And these are the two terms our Lord uses in teaching us how to discriminate between people and people. We have to recognize that there is a class of person who, with respect to the truth, can be described as a ‘dog’ or as belonging to the ‘swine’. ‘Does He mean’, asks someone, ‘that this is to be the attitude of Christian people to unbelievers, to those who are outside the kingdom?’ Clearly it cannot mean that, for the good reason that you could never convert the unconverted if you are not to present truth to them. Our Lord Himself went out preaching to such people. He sent out His disciples and apostles to preach to them, He sent the Holy Spirit upon the early Church in order that she might testify and preach the truth to them. So it clearly cannot mean that.
What, then, does it mean? The best way to approach the problem is to look at it first of all in the light of our Lord’s own practice. What did He Himself do? How did He Himself implement this particular teaching? The answer of Scripture is that He very clearly differentiated between person and person and type and type. If you read the four Gospels you will see that He does not handle any two people in exactly the same way. Fundamentally it is the same, but on the surface it is different. Take His way of handling Nathanael, and Nicodemus, and the woman of Samaria. At once you see certain differences. Look at the entire difference in His manner and method when He was confronting the Pharisees and when He was confronting the publicans and sinners. See the difference in His attitude towards the self-righteous, proud Pharisee and the woman caught in sin. But perhaps one of the best illustrations of all is the one that we encounter in Luke 23. When examined by Pilate, our Lord answered; but when He was questioned by Herod, who should have known better, and who just had a morbid, unhealthy curiosity and was looking for signs and wonders, He answered him nothing. He just would not speak to him (see verses 3 and 9). Thus you see that our Lord, when dealing with people in terms of the same truth, dealt with them in different ways and accommodated His way of teaching to the person. He did not vary the truth, but He varied the particular method of presentation, and that is what you will find as you read the four Gospels.
Then when you come on to the practice of the apostles, you will find that they do precisely the same as their Lord, and carry out the injunction that is given here. Take, for instance, that statement in Acts 13:46, where Paul was preaching at Antioch in Pisidia and meeting the jealousy and envy and opposition of the Jews. We read that Paul and Barnabas were bold and said, ‘It was necessary that the word of God should first have been spoken to you: but seeing ye put it from you, and judge yourselves unworthy of everlasting life, lo, we turn to the Gentiles.’ Paul is not going to preach to them any longer; he is not going to continue presenting this holy thing to them. But then you find exactly the same thing in his conduct at Corinth. This is what we read in Acts 18:6: ‘And when they opposed themselves, and blasphemed, he shook his raiment, and said unto them, Your blood be upon your own heads; I am clean: from henceforth I will go unto the Gentiles.’ Here, you see, are people to whom the truth has been presented; but they did the very thing our Lord prophesied. As dogs and swine, they turned again and they opposed, they blasphemed, and they stamped the truth under their feet. The reaction of the apostle is to turn away from them; he no longer presents the gospel to them. He turns his back upon the Jews who thus reject and show their inability to appreciate the truth, and he turns to the Gentiles and becomes the great apostle to the Gentiles.

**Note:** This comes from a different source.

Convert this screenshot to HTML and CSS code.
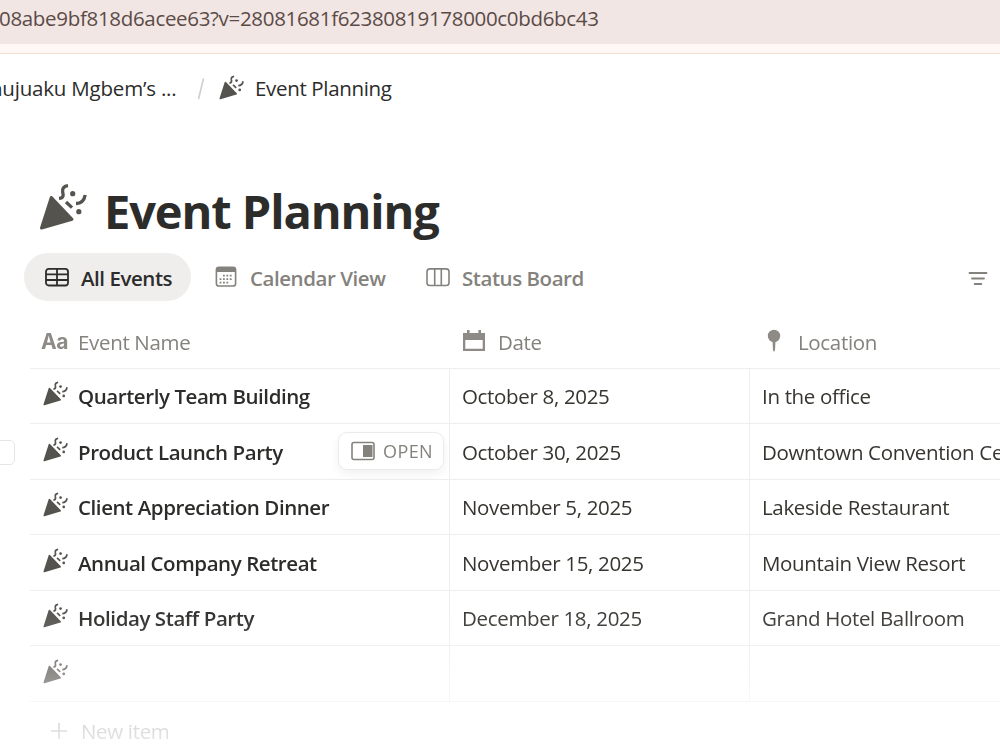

There, it seems to me, is the right way to approach this statement which at first sight is somewhat perplexing. But we cannot leave it at that. Let us pursue the exposition a little more in detail, because we must remember that this statement is made to us. It is not something that was relevant only to that particular time, or to some future kingdom. We have seen that it is meant, like the whole of the Sermon, for Christians now, and it is therefore an exhortation to us. We are told: ‘Give not that which is holy unto the dogs, neither cast ye your pearls before swine, lest they trample them under their feet, and turn again and rend you.’ How do we interpret this? What does it mean to us?
First and foremost it means that we must recognize the different types of persons, and we must learn to discriminate between them. There is nothing so pathetic or so unscriptural as a mechanical way of testifying to others. There are some Christians who are guilty of that. They witness and testify, but they do it in a thoroughly mechanical way. They never really consider the person with whom they are dealing; they never try to assess the person, or to discover exactly what his position is. They fail completely to implement this exhortation. They present the truth in exactly the same way to all and sundry. Quite apart from the fact that their testifying is generally quite useless, and that the only thing they achieve is a great feeling of self-righteousness, it is utterly unscriptural.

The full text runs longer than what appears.